The pressure for Colorado to win this game is compacted into so many different storylines that it’s almost hard to keep track of.
The Rantanen effect is one of them. As is the nightmare of losing to the same team three different times in short order.
But Bednar is probably also feeling the pressure. He’s in his fourth head-to-head series against DeBoer and has not yet beaten him. DeBoer, by the way, is also 8-0 in Game 7s throughout his NHL coaching career.
Bednar is 0-3. And that includes a loss to DeBoer’s San Jose Sharks in 2019.
“Honestly, Jared Bednar and I are not going to have a big impact on this game,” DeBoer said. “The players are going to decide that. Both teams know each other. It’s who goes out and executes and gets big games from the right guys.”
If the Avalanche’s bench boss is right. If this team has found a way to remain composed, then Game 7 should, and could be their opportunity to rewrite the narrative.

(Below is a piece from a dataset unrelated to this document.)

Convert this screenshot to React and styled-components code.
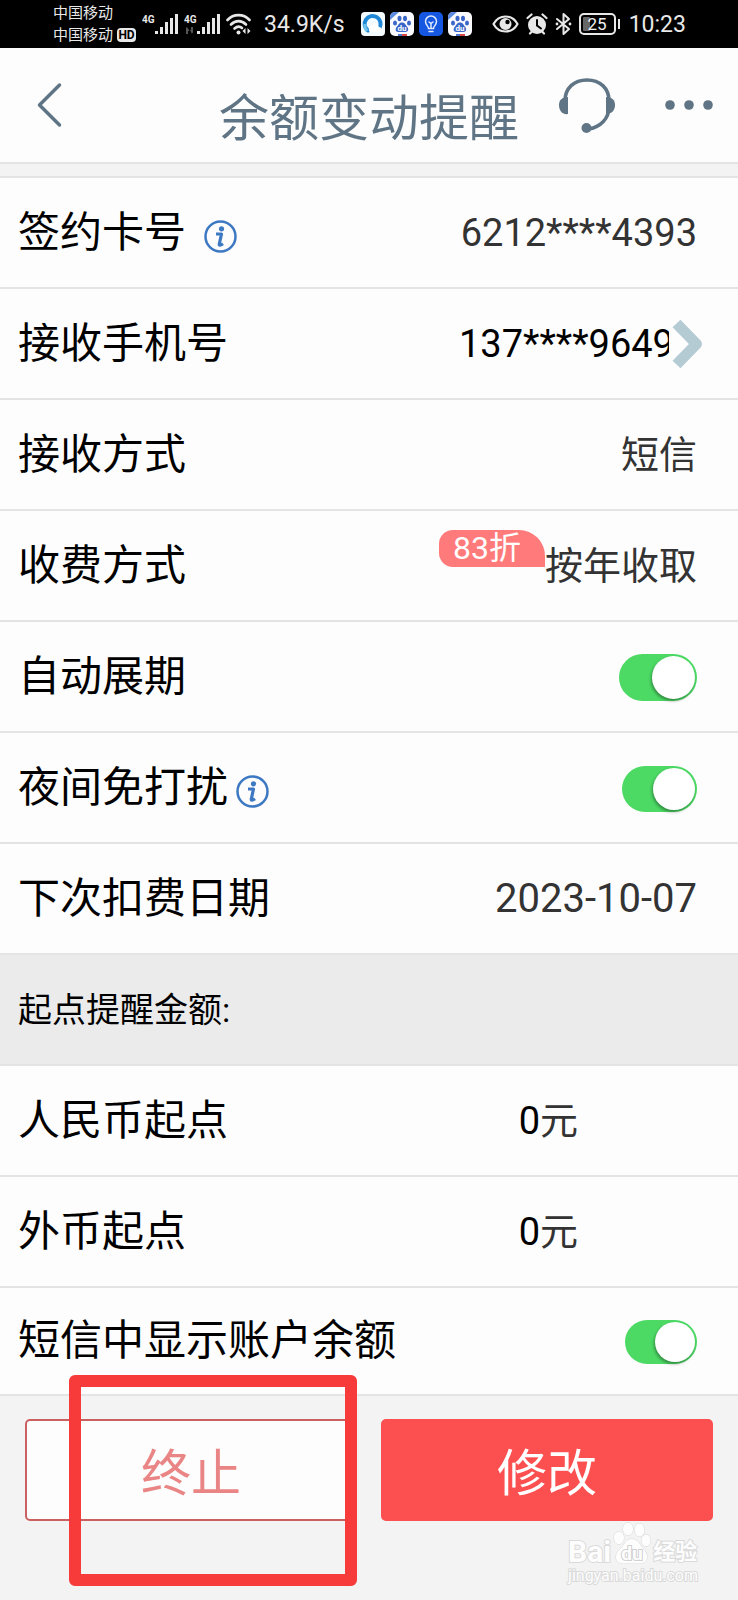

It could be their chance to overcome it all.
It would prove that Bednar could beat DeBoer.
That this core can win a Game 7.
That trading Rantanen was not the wrong decision.
That going all in at the trade deadline was worthwhile.
That playing in a hostile environment in Game 7 won’t shake them.
And most importantly, that defeating the Dallas Stars is possible. Especially in a Game 7.
For all this to be achieved, the performance on Saturday needs to be better than the one in Dallas last Monday. If the Avs let in a bad first goal and a deflating second goal, they have to find a way to come out in the second period and fight back. Do what Rantanen and the Stars did in Game 6 and keep yourself in the game. As Bednar said, fight until the bitter end.
If, even for a second, they allow the moment to get too big. If they feel the pressure of letting a game slip away, it’ll all be over. They didn’t do it in Game 6, and the message is clear for it not to happen again in Game 7.
“Stay in the moment and keep doing what you’re doing, whether things are going good or bad,” Bednar said.